Friday, July 31, 2015

What Ms. Moore is Reading This Week

July 29 was #readwhereyouare day ... I've been doing most of my reading on my front porch. Here are some more new books I've read that I think students would enjoy. All book covers and plot summaries are from Goodreads:

Picture books


As a boy and his mother move quickly through the city, they're drawn to different things. The boy sees a dog, a butterfly, and a hungry duck while his mother rushes them toward the departing train. It's push and pull, but in the end, they both find something to stop for. Acclaimed author/illustrator Antoinette Portis' signature style conveys feelings of warmth, curiosity, humor and tenderness in this simple, evocative story.



A moth with a sixth sense. A wasp that hunts beetles nearly twice its size. The lives of fascinating creatures such as these were unknown until one man introduced them to the world. Meet Jean-Henri Fabre, one of the most important naturalists of all time. As a boy in the French countryside, Henri spent hours watching insects. He dreamed of observing them in a new way: in their own habitats. What he discovered in pursuing that dream was shocking; these small, seemingly insignificant creatures led secret lives—lives of great drama!

With its lively, lyrical text and richly detailed illustrations, this intriguing picture-book biography introduces the man who would forever change the way we look at insects, bringing to life the fascinating world of dazzling beetles, ferocious wasps, and other amazing small wonders that exist all around us


Middle grades


A hidden book. A found cipher. A game begins . . . . Twelve-year-old Emily is on the move again. Her family is relocating to San Francisco, home of her literary idol: Garrison Griswold, creator of the online sensation Book Scavenger, a game where books are hidden all over the country and clues to find them are revealed through puzzles.

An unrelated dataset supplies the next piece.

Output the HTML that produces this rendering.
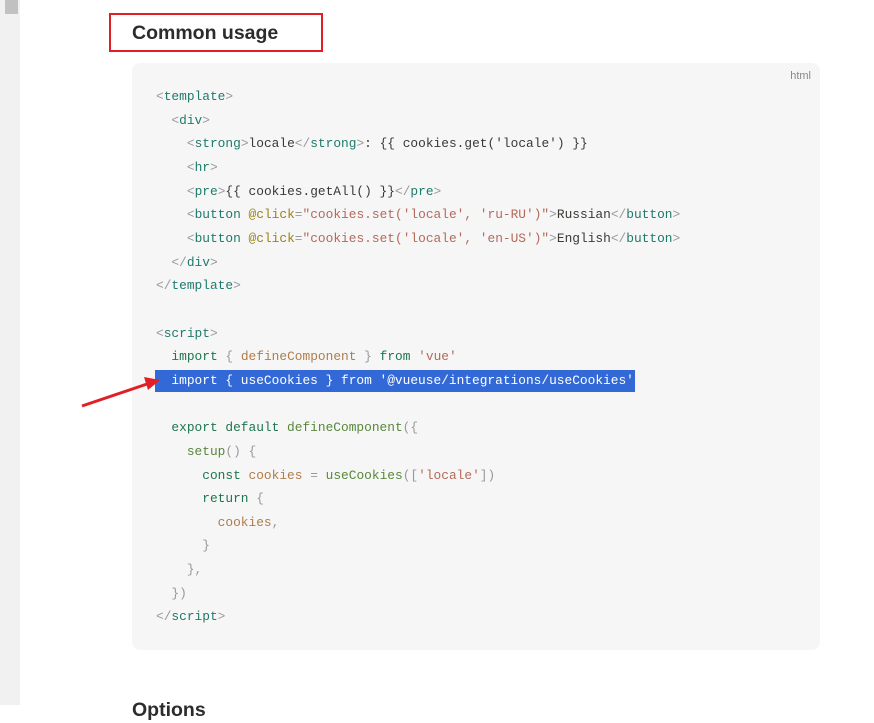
<!DOCTYPE html>
<html><head><meta charset="utf-8"><style>
body{margin:0;width:874px;height:705px;background:#fff;position:relative;overflow:hidden;font-family:"Liberation Sans",sans-serif}
.sb{position:absolute;left:0;top:0;width:20px;height:705px;background:#f1f1f1}
.th{position:absolute;left:5px;top:0;width:13px;height:14px;background:#c1c1c1}
.box{position:absolute;left:109px;top:13px;width:210px;height:35px;border:2px solid #e31e24}
h2{position:absolute;left:132px;top:20px;margin:0;font-size:19.5px;font-weight:600;color:#2c2c2c;line-height:26px}
h2.o{top:697px}
.code{position:absolute;left:132px;top:63px;width:688px;height:587px;background:#f6f6f7;border-radius:8px}
.lang{position:absolute;right:9px;top:7px;font-size:11px;color:#888}
pre{position:absolute;left:24px;top:22px;margin:0;font-family:"Liberation Mono",monospace;font-size:12.85px;line-height:23.65px;color:#393a34}
.p{color:#999}.t{color:#1e7a6c}.k{color:#1e754f}.s{color:#b56959}.a{color:#998418}.v{color:#b07d48}.f{color:#59873a}
.hl{background:#3369d6;color:#fff;display:inline-block;margin-left:-1px;padding:0 1px;line-height:22px}
</style></head><body>
<div class="sb"><div class="th"></div></div>
<div class="box"></div>
<h2>Common usage</h2>
<div class="code"><div class="lang">html</div>
<pre><span class="p">&lt;</span><span class="t">template</span><span class="p">&gt;</span>
  <span class="p">&lt;</span><span class="t">div</span><span class="p">&gt;</span>
    <span class="p">&lt;</span><span class="t">strong</span><span class="p">&gt;</span>locale<span class="p">&lt;/</span><span class="t">strong</span><span class="p">&gt;</span>: {{ cookies.get('locale') }}
    <span class="p">&lt;</span><span class="t">hr</span><span class="p">&gt;</span>
    <span class="p">&lt;</span><span class="t">pre</span><span class="p">&gt;</span>{{ cookies.getAll() }}<span class="p">&lt;/</span><span class="t">pre</span><span class="p">&gt;</span>
    <span class="p">&lt;</span><span class="t">button</span> <span class="a">@click</span><span class="p">=</span><span class="s">"cookies.set('locale', 'ru-RU')"</span><span class="p">&gt;</span>Russian<span class="p">&lt;/</span><span class="t">button</span><span class="p">&gt;</span>
    <span class="p">&lt;</span><span class="t">button</span> <span class="a">@click</span><span class="p">=</span><span class="s">"cookies.set('locale', 'en-US')"</span><span class="p">&gt;</span>English<span class="p">&lt;/</span><span class="t">button</span><span class="p">&gt;</span>
  <span class="p">&lt;/</span><span class="t">div</span><span class="p">&gt;</span>
<span class="p">&lt;/</span><span class="t">template</span><span class="p">&gt;</span>

<span class="p">&lt;</span><span class="t">script</span><span class="p">&gt;</span>
  <span class="k">import</span> <span class="p">{</span> <span class="v">defineComponent</span> <span class="p">}</span> <span class="k">from</span> <span class="s">'vue'</span>
<span class="hl">  import { useCookies } from '@vueuse/integrations/useCookies'</span>

  <span class="k">export default</span> <span class="f">defineComponent</span><span class="p">({</span>
    <span class="f">setup</span><span class="p">() {</span>
      <span class="k">const</span> <span class="v">cookies</span> <span class="p">=</span> <span class="f">useCookies</span><span class="p">([</span><span class="s">'locale'</span><span class="p">])</span>
      <span class="k">return</span> <span class="p">{</span>
        <span class="v">cookies</span><span class="p">,</span>
      <span class="p">}</span>
    <span class="p">},</span>
  <span class="p">})</span>
<span class="p">&lt;/</span><span class="t">script</span><span class="p">&gt;</span></pre></div>
<svg style="position:absolute;left:0;top:0" width="874" height="705"><line x1="82" y1="406" x2="150" y2="383" stroke="#e31e24" stroke-width="3"/><polygon points="160,380 144,377 148,390" fill="#e31e24"/></svg>
<h2 class="o">Options</h2>
</body></html>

But Emily soon learns that Griswold has been attacked and is in a coma, and no one knows anything about the epic new game he had been poised to launch.

Then Emily and her new friend James discover an odd book, which they come to believe is from Griswold and leads to a valuable prize. But there are others on the hunt for this book, and Emily and James must race to solve the puzzles Griswold left behind before Griswold's attackers make them their next target.


Tabitha Crum is a girl with a big imagination and a love for mystery novels, though her parents think her only talent is being a nuisance. She doesn't have a friend in the world, except her pet mouse, Pemberley, with whom she shares her dingy attic bedroom.

Then, on the heels of a rather devastating announcement made by her mother and father, Tabitha receives a mysterious invitation to the country estate of the wealthy but reclusive Countess of Windermere, whose mansion is rumored to be haunted. There, she finds herself among five other children, none of them sure why they've been summoned. But soon, a very big secret will be revealed— a secret that will change their lives forever and put Tabitha’s investigative skills to the test


6th graders


When Triss wakes up after an accident, she knows something is very wrong. She is insatiably hungry, her sister seems scared of her, and her parents whisper behind closed doors. She looks through her diary to try to remember, but the pages have been ripped out. Soon Triss discovers that what happened to her is more strange and terrible than she could ever have imagined, and that she is quite literally not herself. In a quest to find the truth she must travel into the terrifying underbelly of the city to meet a twisted architect who has dark designs on her family-before it's too late . . .



Set in England after World War I, this is a brilliantly creepy but ultimately loving story of the relationship between two sisters who have to band together against a world where nothing is as it seems.